Misure governative che impongono la
prosecuzione di attività produttive di rilievo strategico per
l'economia nazionale o la salvaguardia dei livelli
occupazionali, nonostante il sequestro degli impianti ordinato
dall'autorità giudiziaria, sono costituzionalmente legittime
soltanto per il tempo strettamente necessario per portare a
compimento gli indispensabili interventi di risanamento
ambientale. Lo ha stabilito la Corte costituzionale nella
sentenza n.105, depositata oggi, con la quale ha esaminato una
questione sollevata dal Giudice per le indagini preliminari del
Tribunale di Siracusa nell'ambito di un procedimento relativo al
sequestro degli impianti di depurazione di Priolo Gargallo, che
a sua volta si iscrive in una più ampia indagine per disastro
ambientale, ipotizzato a carico di varie aziende petrolchimiche
operanti nella zona.
Nel vagliare la legittimità costituzionale di questo
meccanismo, la Corte ha ricordato che la recente riforma
costituzionale del 2022 ha attribuito espresso e autonomo
rilievo, nel nuovo testo dell'art. 9, alla tutela dell'ambiente,
della biodiversità e degli ecosistemi, anche nell'interesse
delle future generazioni. Inoltre, la riforma ha esplicitamente
chiarito che la tutela della salute e dell'ambiente costituisce
un limite alla stessa libertà di iniziativa economica.
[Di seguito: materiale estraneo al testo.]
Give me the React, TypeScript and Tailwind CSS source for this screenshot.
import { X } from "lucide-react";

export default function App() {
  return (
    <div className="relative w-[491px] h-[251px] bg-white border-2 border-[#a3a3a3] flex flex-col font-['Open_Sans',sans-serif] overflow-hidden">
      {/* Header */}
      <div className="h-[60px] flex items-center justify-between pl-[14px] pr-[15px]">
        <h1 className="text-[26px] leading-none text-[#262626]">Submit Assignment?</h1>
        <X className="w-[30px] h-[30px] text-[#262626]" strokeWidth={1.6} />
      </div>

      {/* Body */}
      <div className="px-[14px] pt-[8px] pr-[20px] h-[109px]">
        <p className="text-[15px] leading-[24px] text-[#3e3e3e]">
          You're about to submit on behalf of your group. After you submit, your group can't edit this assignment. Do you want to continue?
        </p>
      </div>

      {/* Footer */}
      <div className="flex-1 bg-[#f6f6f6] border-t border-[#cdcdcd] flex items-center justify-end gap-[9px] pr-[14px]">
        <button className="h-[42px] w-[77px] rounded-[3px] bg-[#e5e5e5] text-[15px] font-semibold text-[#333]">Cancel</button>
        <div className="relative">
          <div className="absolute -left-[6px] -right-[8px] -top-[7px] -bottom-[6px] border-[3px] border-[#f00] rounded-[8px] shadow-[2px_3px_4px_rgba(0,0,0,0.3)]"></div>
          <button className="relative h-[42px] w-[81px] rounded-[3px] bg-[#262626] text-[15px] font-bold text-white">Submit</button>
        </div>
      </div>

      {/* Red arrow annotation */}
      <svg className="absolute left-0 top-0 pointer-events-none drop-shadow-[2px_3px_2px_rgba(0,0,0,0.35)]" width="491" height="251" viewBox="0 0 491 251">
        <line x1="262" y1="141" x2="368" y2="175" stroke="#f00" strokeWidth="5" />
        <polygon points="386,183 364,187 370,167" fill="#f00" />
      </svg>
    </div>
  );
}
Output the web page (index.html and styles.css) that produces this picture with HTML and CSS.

Tenendo
conto di queste indicazioni, da un lato la Corte ha ritenuto non
incompatibile con la Costituzione la previsione della
possibilità per il Governo di dettare direttamente, in una
situazione di crisi e in via provvisoria, misure conformi alla
legislazione vigente, che consentano di assicurare continuità
produttiva, contenendo il più possibile i rischi per l'ambiente,
la salute e la sicurezza dei lavoratori. Dall'altro lato, queste
misure - la cui effettiva osservanza dovrà essere costantemente
monitorata dalle autorità competenti - dovranno comunque
"tendere a realizzare un rapido risanamento della situazione di
compromissione ambientale o di potenziale pregiudizio alla
salute determinato dall'attività delle aziende sequestrate", e
non invece "a consentirne indefinitamente la prosecuzione
attraverso un semplice abbassamento del livello di tutela di
tali beni".
In applicazione di tali principi, la Corte ha ritenuto
costituzionalmente illegittima la mancata previsione, nella
norma esaminata, di un termine massimo di 36 mesi di operatività
delle misure in questione. Entro questo termine, occorrerà in
ogni caso assicurare il completo superamento delle criticità
riscontrate in sede di sequestro e ripristinare gli ordinari
meccanismi autorizzatori previsti dalla legislazione vigente.